Westerns in Cinema

THE TOLL GATE (1920)

William S. Hart, Anna Q. Nilsson, Lambert Hillyer (director). William S. Hart was at the height of his career when he filmed this classic silent Western. Deering (Hart) is the leader of a band of desperados, but he knows it is time to change his way of life. First, he must do one last job, a train robbery. But he and his men are set up by the unfaithful Jordan (Joseph Singleton), and all are killed except Deering, who is captured. The soldiers who capture him recognize him as someone who saved them in an Indian attack in the past, so they let him escape. Impoverished and afoot, Deering wanders into a nearby town only to find out that Jordan now runs the town. Matters quickly deteriorate for Deering: He is framed for a crime and seeks revenge himself. The saloon burns as Deering and Jordan fight. Then Deering flees, followed by a posse. His horse goes lame. Afoot again, he comes upon a farm house.

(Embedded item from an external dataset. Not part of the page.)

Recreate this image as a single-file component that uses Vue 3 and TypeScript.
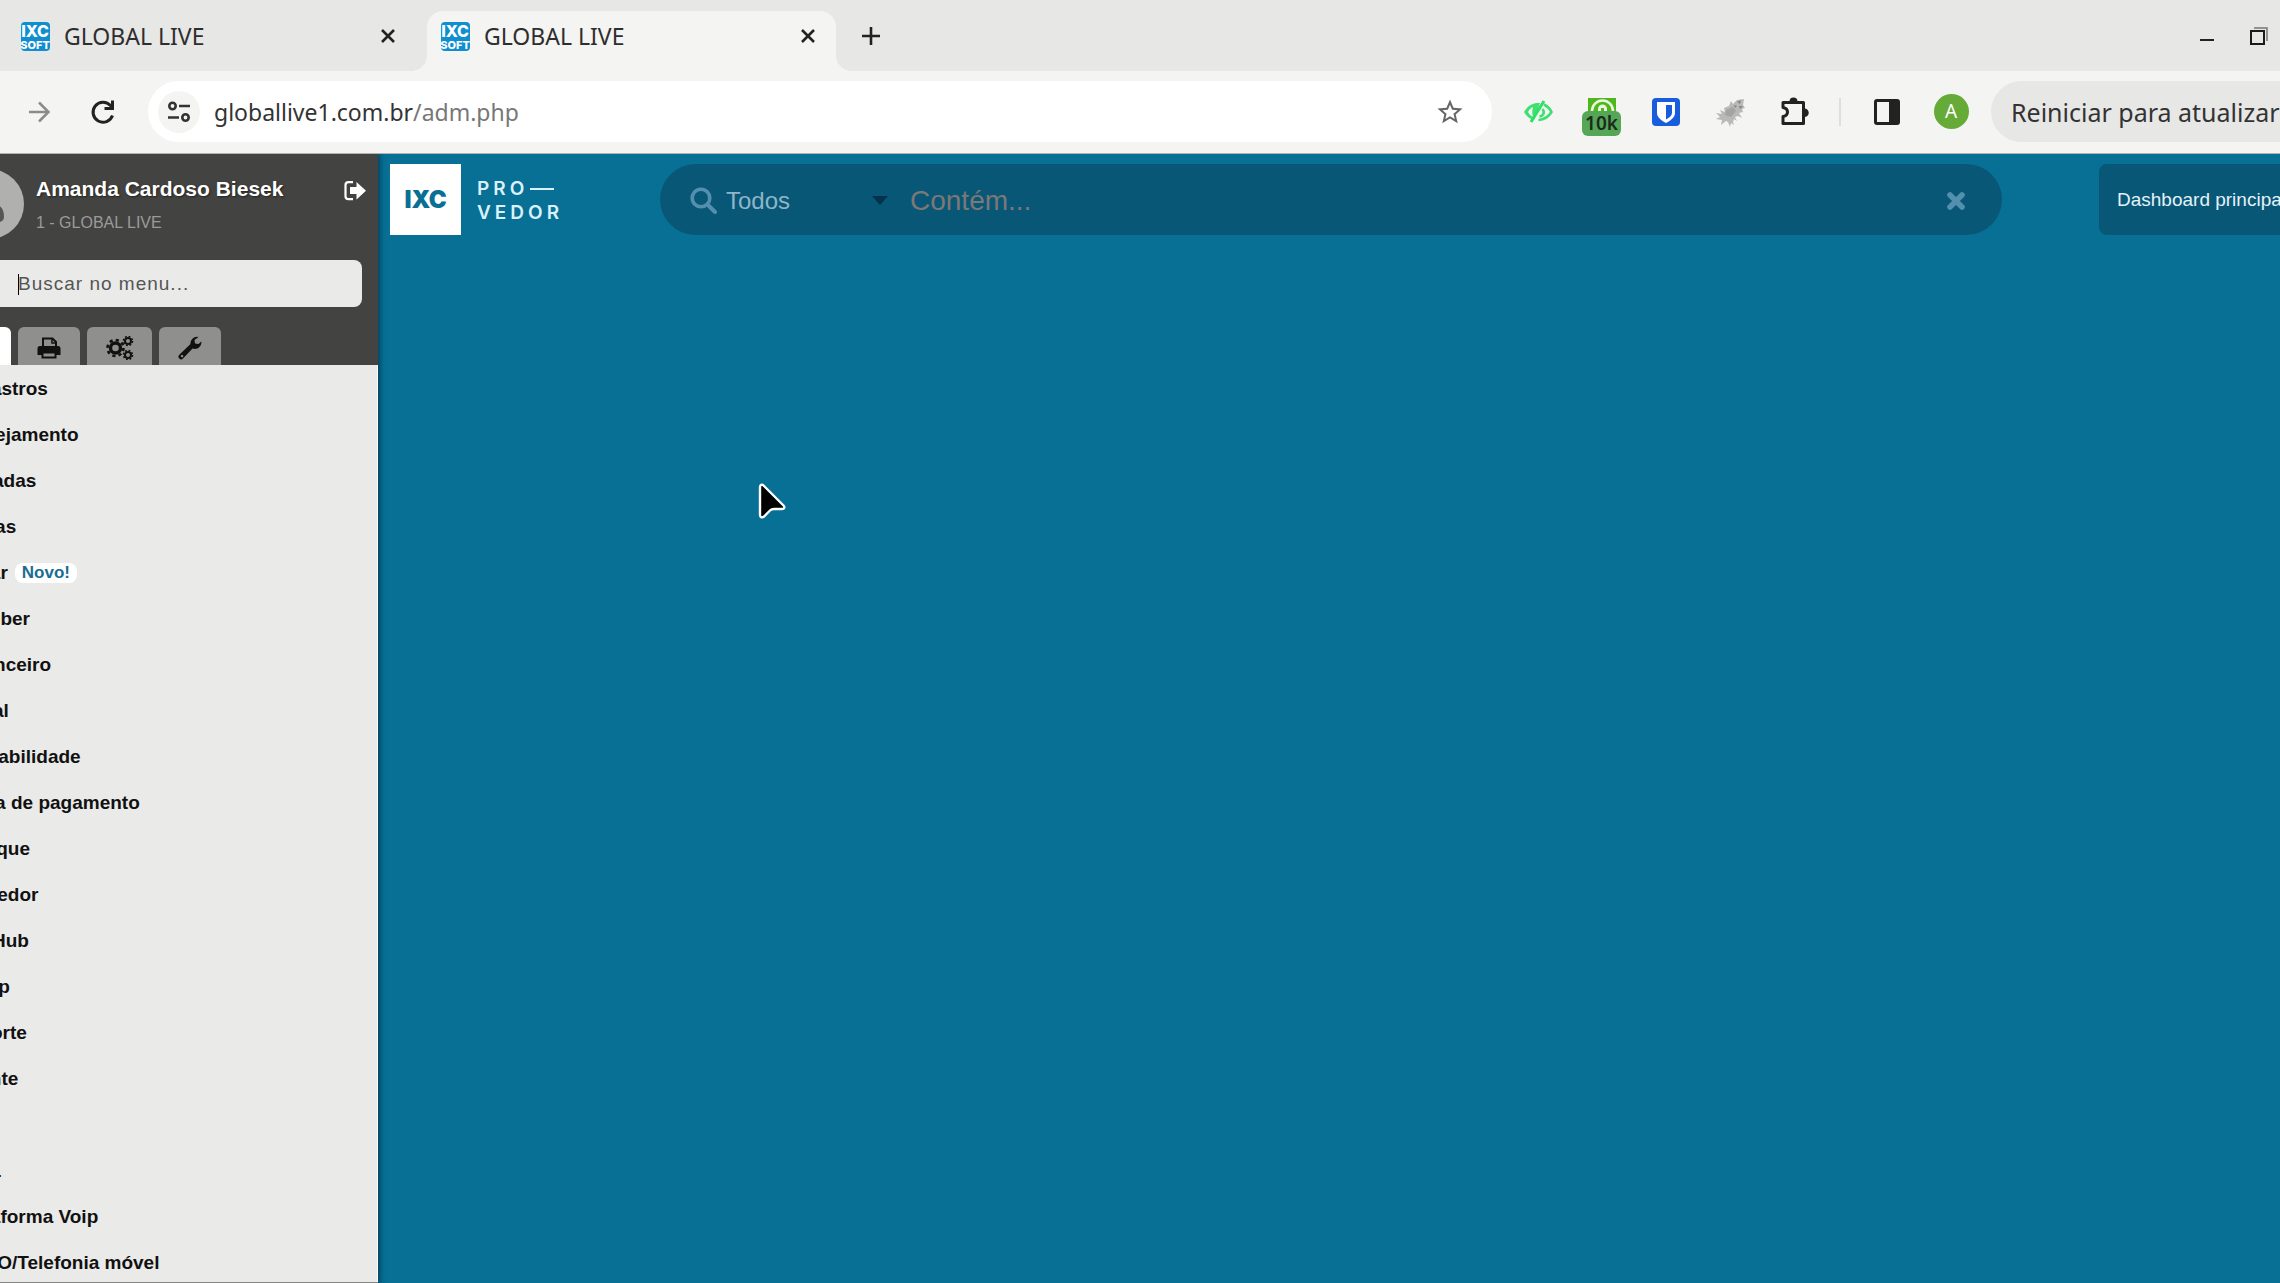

Suddenly a little boy falls into the water and Deering, knowing it is the end if he stops, nevertheless saves the boy. The beautiful blonde Anna Q. Nilsson, playing the mother, saves Deering and gives him some of her long-disappeared husband’s dry clothes (who turns out to be Jordan). The posse captures Deering, but the sheriff offers to pardon him for killing Jordan. Obviously in love with the mother and idolized by the child, Deering can now marry and settle down. But that would not be right. Instead he leaves with the sheriff to serve his prison sentence. He will come back, but first he must pay “the toll” for his crimes. Thus, the film ends without a happy ending, which was typical for Hart.